* Task directions
Copy the data that follows, character for character, minus the pictures.

* Dataset section
>>>

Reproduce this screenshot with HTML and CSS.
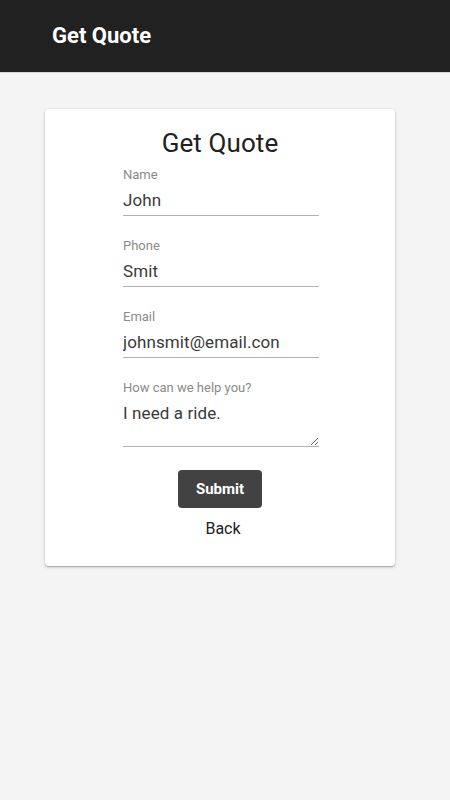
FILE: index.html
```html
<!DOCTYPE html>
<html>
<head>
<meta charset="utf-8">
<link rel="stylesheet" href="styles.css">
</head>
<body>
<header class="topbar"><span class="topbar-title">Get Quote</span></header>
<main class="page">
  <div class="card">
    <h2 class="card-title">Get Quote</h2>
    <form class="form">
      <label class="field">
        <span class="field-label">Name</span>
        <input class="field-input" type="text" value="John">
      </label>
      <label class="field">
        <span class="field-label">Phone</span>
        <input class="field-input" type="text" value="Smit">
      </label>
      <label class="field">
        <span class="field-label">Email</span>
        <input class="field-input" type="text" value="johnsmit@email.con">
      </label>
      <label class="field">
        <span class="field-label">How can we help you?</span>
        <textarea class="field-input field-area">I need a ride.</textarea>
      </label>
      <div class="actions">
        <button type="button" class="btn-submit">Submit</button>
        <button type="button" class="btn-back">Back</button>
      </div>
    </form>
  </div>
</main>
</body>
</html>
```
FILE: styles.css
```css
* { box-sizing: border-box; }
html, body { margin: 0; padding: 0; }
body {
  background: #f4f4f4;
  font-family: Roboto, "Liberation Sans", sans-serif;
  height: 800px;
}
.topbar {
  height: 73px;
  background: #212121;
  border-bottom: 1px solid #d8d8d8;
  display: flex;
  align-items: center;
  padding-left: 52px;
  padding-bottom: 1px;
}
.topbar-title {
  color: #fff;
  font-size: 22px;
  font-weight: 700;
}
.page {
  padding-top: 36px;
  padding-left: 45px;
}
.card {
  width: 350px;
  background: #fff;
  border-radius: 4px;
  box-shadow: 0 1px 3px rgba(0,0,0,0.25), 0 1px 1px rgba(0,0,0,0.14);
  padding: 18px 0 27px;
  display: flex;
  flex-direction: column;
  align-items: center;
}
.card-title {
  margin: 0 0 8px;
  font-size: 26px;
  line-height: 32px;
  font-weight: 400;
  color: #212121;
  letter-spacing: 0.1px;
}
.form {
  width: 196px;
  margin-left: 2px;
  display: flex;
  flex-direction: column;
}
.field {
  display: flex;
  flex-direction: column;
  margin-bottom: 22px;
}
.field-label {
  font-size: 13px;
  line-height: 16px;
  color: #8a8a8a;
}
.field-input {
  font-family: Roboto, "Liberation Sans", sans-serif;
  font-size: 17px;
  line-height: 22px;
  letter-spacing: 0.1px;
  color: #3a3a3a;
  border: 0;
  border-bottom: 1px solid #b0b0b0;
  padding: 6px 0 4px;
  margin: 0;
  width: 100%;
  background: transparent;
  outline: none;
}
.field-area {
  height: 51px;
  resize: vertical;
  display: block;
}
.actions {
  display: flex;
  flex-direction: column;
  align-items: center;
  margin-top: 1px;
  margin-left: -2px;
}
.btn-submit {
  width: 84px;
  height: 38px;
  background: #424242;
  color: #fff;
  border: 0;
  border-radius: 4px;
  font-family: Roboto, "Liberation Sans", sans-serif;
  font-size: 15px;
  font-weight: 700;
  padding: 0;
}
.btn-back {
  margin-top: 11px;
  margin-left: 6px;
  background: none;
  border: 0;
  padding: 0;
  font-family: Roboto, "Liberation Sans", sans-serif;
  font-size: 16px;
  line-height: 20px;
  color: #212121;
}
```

<<<

* Response below
Reproduce this screenshot with HTML and CSS.
FILE: index.html
```html
<!DOCTYPE html>
<html>
<head>
<meta charset="utf-8">
<link rel="stylesheet" href="styles.css">
</head>
<body>
<header class="topbar"><span class="topbar-title">Get Quote</span></header>
<main class="page">
  <div class="card">
    <h2 class="card-title">Get Quote</h2>
    <form class="form">
      <label class="field">
        <span class="field-label">Name</span>
        <input class="field-input" type="text" value="John">
      </label>
      <label class="field">
        <span class="field-label">Phone</span>
        <input class="field-input" type="text" value="Smit">
      </label>
      <label class="field">
        <span class="field-label">Email</span>
        <input class="field-input" type="text" value="johnsmit@email.con">
      </label>
      <label class="field">
        <span class="field-label">How can we help you?</span>
        <textarea class="field-input field-area">I need a ride.</textarea>
      </label>
      <div class="actions">
        <button type="button" class="btn-submit">Submit</button>
        <button type="button" class="btn-back">Back</button>
      </div>
    </form>
  </div>
</main>
</body>
</html>
```
FILE: styles.css
```css
* { box-sizing: border-box; }
html, body { margin: 0; padding: 0; }
body {
  background: #f4f4f4;
  font-family: Roboto, "Liberation Sans", sans-serif;
  height: 800px;
}
.topbar {
  height: 73px;
  background: #212121;
  border-bottom: 1px solid #d8d8d8;
  display: flex;
  align-items: center;
  padding-left: 52px;
  padding-bottom: 1px;
}
.topbar-title {
  color: #fff;
  font-size: 22px;
  font-weight: 700;
}
.page {
  padding-top: 36px;
  padding-left: 45px;
}
.card {
  width: 350px;
  background: #fff;
  border-radius: 4px;
  box-shadow: 0 1px 3px rgba(0,0,0,0.25), 0 1px 1px rgba(0,0,0,0.14);
  padding: 18px 0 27px;
  display: flex;
  flex-direction: column;
  align-items: center;
}
.card-title {
  margin: 0 0 8px;
  font-size: 26px;
  line-height: 32px;
  font-weight: 400;
  color: #212121;
  letter-spacing: 0.1px;
}
.form {
  width: 196px;
  margin-left: 2px;
  display: flex;
  flex-direction: column;
}
.field {
  display: flex;
  flex-direction: column;
  margin-bottom: 22px;
}
.field-label {
  font-size: 13px;
  line-height: 16px;
  color: #8a8a8a;
}
.field-input {
  font-family: Roboto, "Liberation Sans", sans-serif;
  font-size: 17px;
  line-height: 22px;
  letter-spacing: 0.1px;
  color: #3a3a3a;
  border: 0;
  border-bottom: 1px solid #b0b0b0;
  padding: 6px 0 4px;
  margin: 0;
  width: 100%;
  background: transparent;
  outline: none;
}
.field-area {
  height: 51px;
  resize: vertical;
  display: block;
}
.actions {
  display: flex;
  flex-direction: column;
  align-items: center;
  margin-top: 1px;
  margin-left: -2px;
}
.btn-submit {
  width: 84px;
  height: 38px;
  background: #424242;
  color: #fff;
  border: 0;
  border-radius: 4px;
  font-family: Roboto, "Liberation Sans", sans-serif;
  font-size: 15px;
  font-weight: 700;
  padding: 0;
}
.btn-back {
  margin-top: 11px;
  margin-left: 6px;
  background: none;
  border: 0;
  padding: 0;
  font-family: Roboto, "Liberation Sans", sans-serif;
  font-size: 16px;
  line-height: 20px;
  color: #212121;
}
```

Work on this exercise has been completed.